Стихи в альбоме – типичный городской фольклор начала прошлого века, обожаемый барышнями. Вот, например, акростих: первые буквы строк составляют имя написавшей его девочки:
Милая подруга,
Ангел золотой,
Не ищи ты друга,
Я друг вечный твой.
Дорогой Ларе от Маняши Жуковой.
А вот ещё стих:
Ты да я, нас будет двое,
Ты вздохнёшь, я повторю,
Сердце скажет поневоле,
Что я Ларочку люблю.
Очень много в этом альбоме записей о том, что всегда и везде волновало пятнадцатилетних девочек – о любви. Вот какие афоризмы оставила по этому поводу одноклассница Ларисы Вера Мирутта: «Если можно страдать, не любя, невозможно любить, не страдая». Или: «Любить и не мочь в этом сознаться, любить и всегда равнодушной казаться — о, лучше тогда никогда не любить!».
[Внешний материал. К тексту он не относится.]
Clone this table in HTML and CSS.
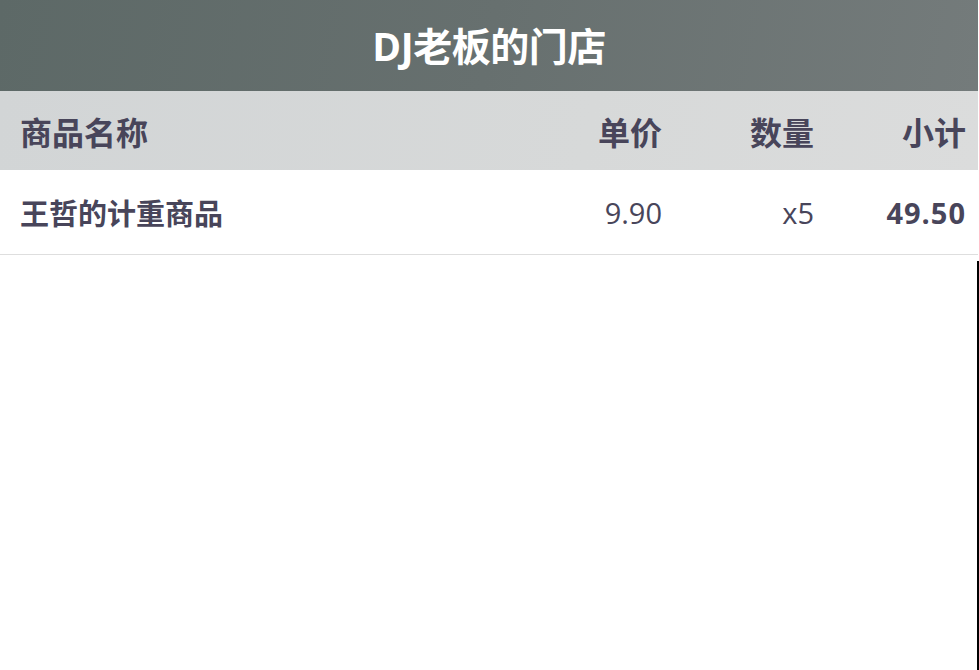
FILE: index.html
```html
<!DOCTYPE html>
<html lang="zh">
<head>
<meta charset="utf-8">
<title>DJ老板的门店</title>
<link rel="stylesheet" href="styles.css">
</head>
<body>
<div class="page">
  <header class="shop-header">
    <h1 class="shop-title">DJ老板的门店</h1>
  </header>
  <div class="table">
    <div class="row head">
      <div class="cell name">商品名称</div>
      <div class="cell num">单价</div>
      <div class="cell num">数量</div>
      <div class="cell num">小计</div>
    </div>
    <div class="row item">
      <div class="cell name">王哲的计重商品</div>
      <div class="cell num">9.90</div>
      <div class="cell num">x5</div>
      <div class="cell num strong">49.50</div>
    </div>
  </div>
  <div class="edge-line"></div>
</div>
</body>
</html>
```
FILE: styles.css
```css
html, body {
  margin: 0;
  padding: 0;
  background: #ffffff;
}
body {
  font-family: "Open Sans", "Noto Sans CJK SC", sans-serif;
  color: #48455a;
}
.page {
  position: relative;
  width: 978px;
  height: 670px;
}
.shop-header {
  height: 91px;
  background: linear-gradient(100deg, #5d6967 0%, #67706f 50%, #747b7b 100%);
  display: flex;
  align-items: center;
  justify-content: center;
}
.shop-title {
  margin: 0;
  font-size: 39px;
  font-weight: 700;
  color: #ffffff;
  line-height: 1;
  letter-spacing: -0.5px;
}
.row {
  display: grid;
  grid-template-columns: 1fr 152px 152px 152px;
  align-items: center;
  padding: 0 12px 0 20px;
}
.row.head {
  height: 79px;
  background: linear-gradient(100deg, #d2d5d6 0%, #d7d9d9 60%, #dbdcdc 100%);
  font-size: 32px;
  font-weight: 700;
}
.row.item {
  height: 84px;
  border-bottom: 1px solid #dedede;
  font-size: 29px;
}
.row.item .name {
  font-weight: 700;
}
.cell.num {
  text-align: right;
}
.cell.strong {
  font-weight: 700;
  letter-spacing: 1px;
}
.edge-line {
  position: absolute;
  left: 977px;
  top: 261px;
  width: 2px;
  height: 409px;
  background: #000000;
}
```
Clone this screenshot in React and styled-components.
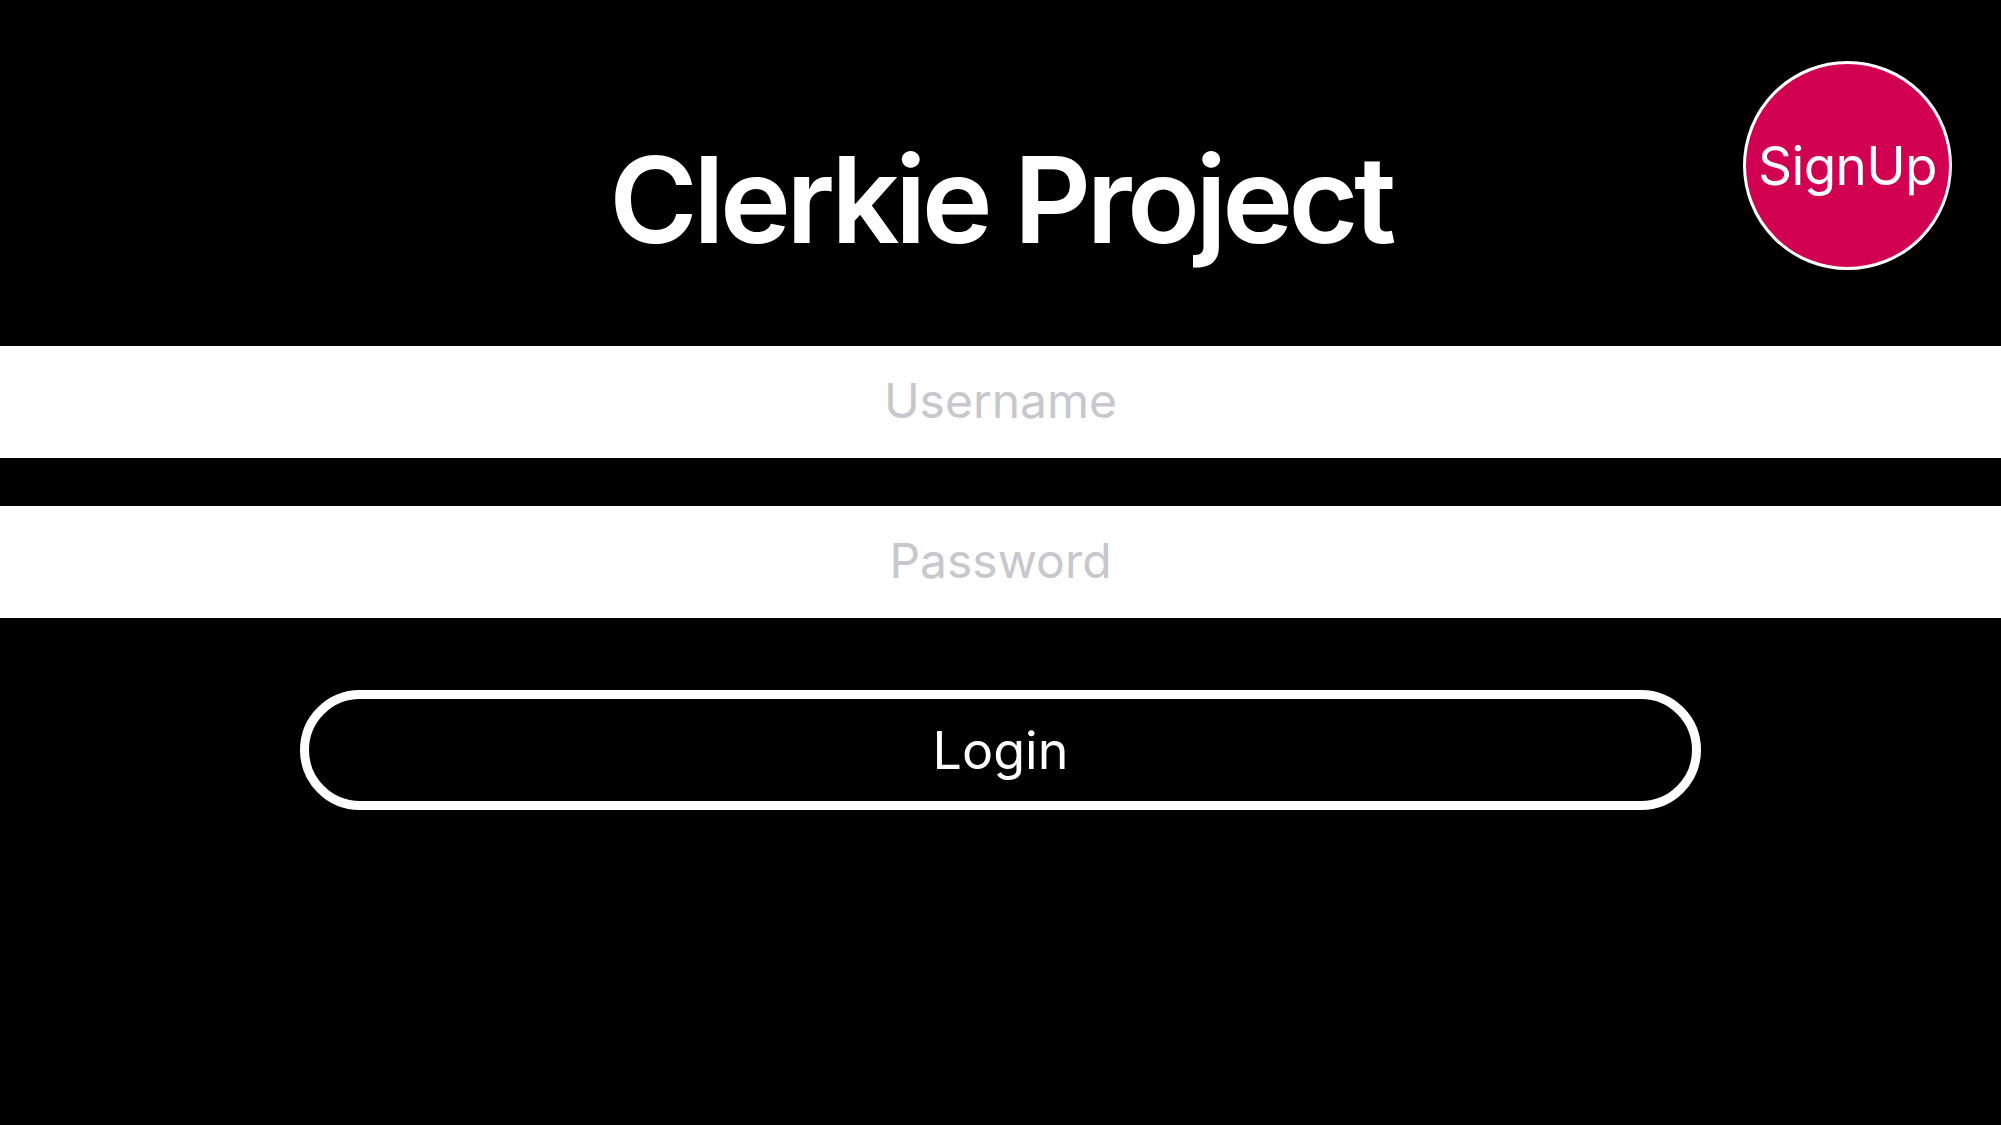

Впрочем, усматриваются в этом альбомчике и приметы времени. Шла первая мировая война. И вот какое стихотворение откуда-то переписала по этому поводу Ларина одноклассница Жанна Стеклова:
На поле кровавом солдатик лежал
И тяжко от боли стонал,
Страданье виднелось на бледном лице
И Бога молил он о скором конце.
… В «бердский» период жизни Ларисы Пиотровской альбом настолько полюбился её новой подруге Антонине, что она даже пожелала оставить в нём несколько записей, причём явно подражая барышням из никогда ею не виданного «высшего общества»:
Когда-нибудь среди бумаг,
Покрытых слоем пыли,
Найдёшь ты эту запись
И вспомнишь, как дружили.
… Революция 1917 года уничтожила закрытые учебные заведения. Но гимназическая культура не могла исчезнуть. Она продолжала жить в повзрослевшей Ларисе Пиотровской и других бывших гимназистках, её воспринимали их новые подруги из совсем других социальных слоёв. Жил и порождённый в этих гимназиях особый фольклор. Что говорить, и мы, будучи школьниками, писали такие вот наивные и сентиментальные посвящения на конвертах: «Ты лети, лети, письмо, прямо к миленькой в окно». Или на обороте фотографической карточки: «Лучше вспомнить и посмотреть, чем посмотреть и вспомнить». Писали, даже не подозревая, что всё это оттуда, из ошельмованного коммунистическими властями, но по-прежнему притягательного дореволюционного прошлого.